Parameters:: device (torch.device) – Target device for the projection tensor.

forward(x: torch.Tensor) → torch.Tensor[source]¶

Apply the FAVOR+ feature map.

Parameters:: x (torch.Tensor) – Input of shape (..., query_dims).
Returns:: Positive random features of shape (..., num_features).
Return type:: torch.Tensor

class linmult.core.attention.GatedAttentionUnit(d_model: int, query_key_dim: int | None = None, dropout: float = 0.0)[source]¶

Bases: torch.nn.Module

flash (GAU) — Hua et al., ICML 2022.

Replaces multi-head attention with single-head gated linear attention:

u = SiLU(W_u · queries) # gate from query stream v = W_v · values # values from key/value stream q = relu(W_q · queries)² # scoring query (always ≥ 0) k = relu(W_k · keys)² # scoring key (always ≥ 0) a = linear_attn(q, k, v) # O(N·s) single-head attention output = W_o · (u ⊙ a) # gated output

relu² ensures k·q ≥ 0 everywhere, keeping the linear attention denominator positive without a learned feature map. Supports cross-attention: gate and scoring query come from the query (target) stream; scoring key and value come from the key/value (source) stream.

The forward interface matches AttentionLayer, so it is a drop-in replacement in TransformerEncoderLayer without any changes to transformer.py.

Select via config: attention_type: flash

Tune via config: flash_query_key_dim: 32 (default: max(d_model // 2, 16)): dropout_attention: 0.1

Parameters:

d_model (int) – Input and output feature dimensionality.
query_key_dim (int, optional) – Scoring dimension s.

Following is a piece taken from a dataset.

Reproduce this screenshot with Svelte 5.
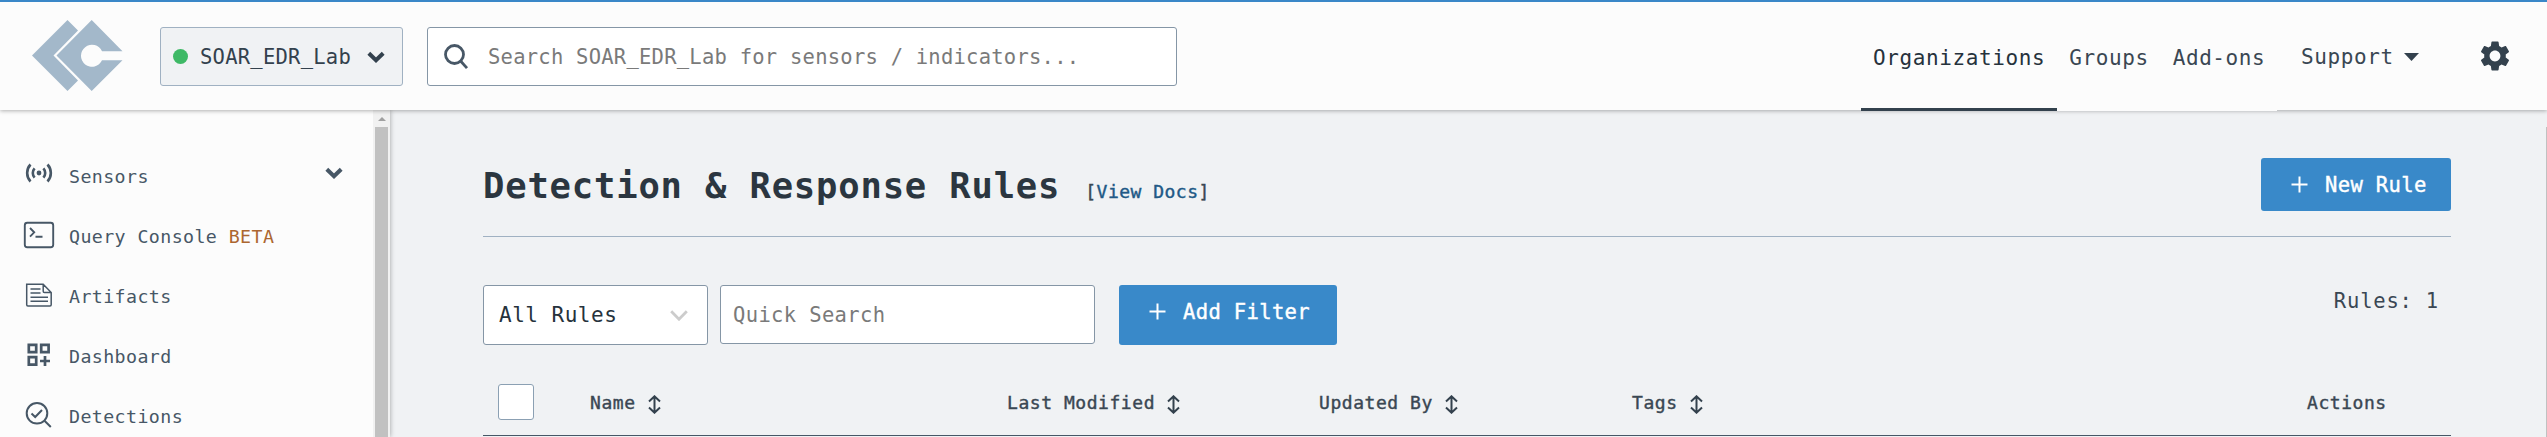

Defaults to max(d_model // 2, 16).
dropout (float) – Dropout on the gated pre-projection tensor u ⊙ a. Defaults to 0.0.

Initialize internal Module state, shared by both nn.Module and ScriptModule.

forward(queries: torch.Tensor, keys: torch.Tensor, values: torch.Tensor, query_mask: torch.Tensor | None = None, key_mask: torch.Tensor | None = None, **_kwargs) → tuple[torch.Tensor, None][source]¶

Compute gated linear attention.

Parameters:

queries (torch.Tensor) – Shape (B, T_q, d_model).
keys (torch.Tensor) – Shape (B, T_k, d_model).
values (torch.Tensor) – Shape (B, T_k, d_model).
query_mask (torch.BoolTensor, optional) – Shape (B, T_q). True = valid. Masked output positions are set to zero.
key_mask (torch.BoolTensor, optional) – Shape (B, T_k). True = valid. Masked key/value positions are zeroed before accumulation.

Returns:

Output of shape (B, T_q, d_model) and: None (no attention weight tensor is returned).

Return type:

tuple[torch.Tensor, None]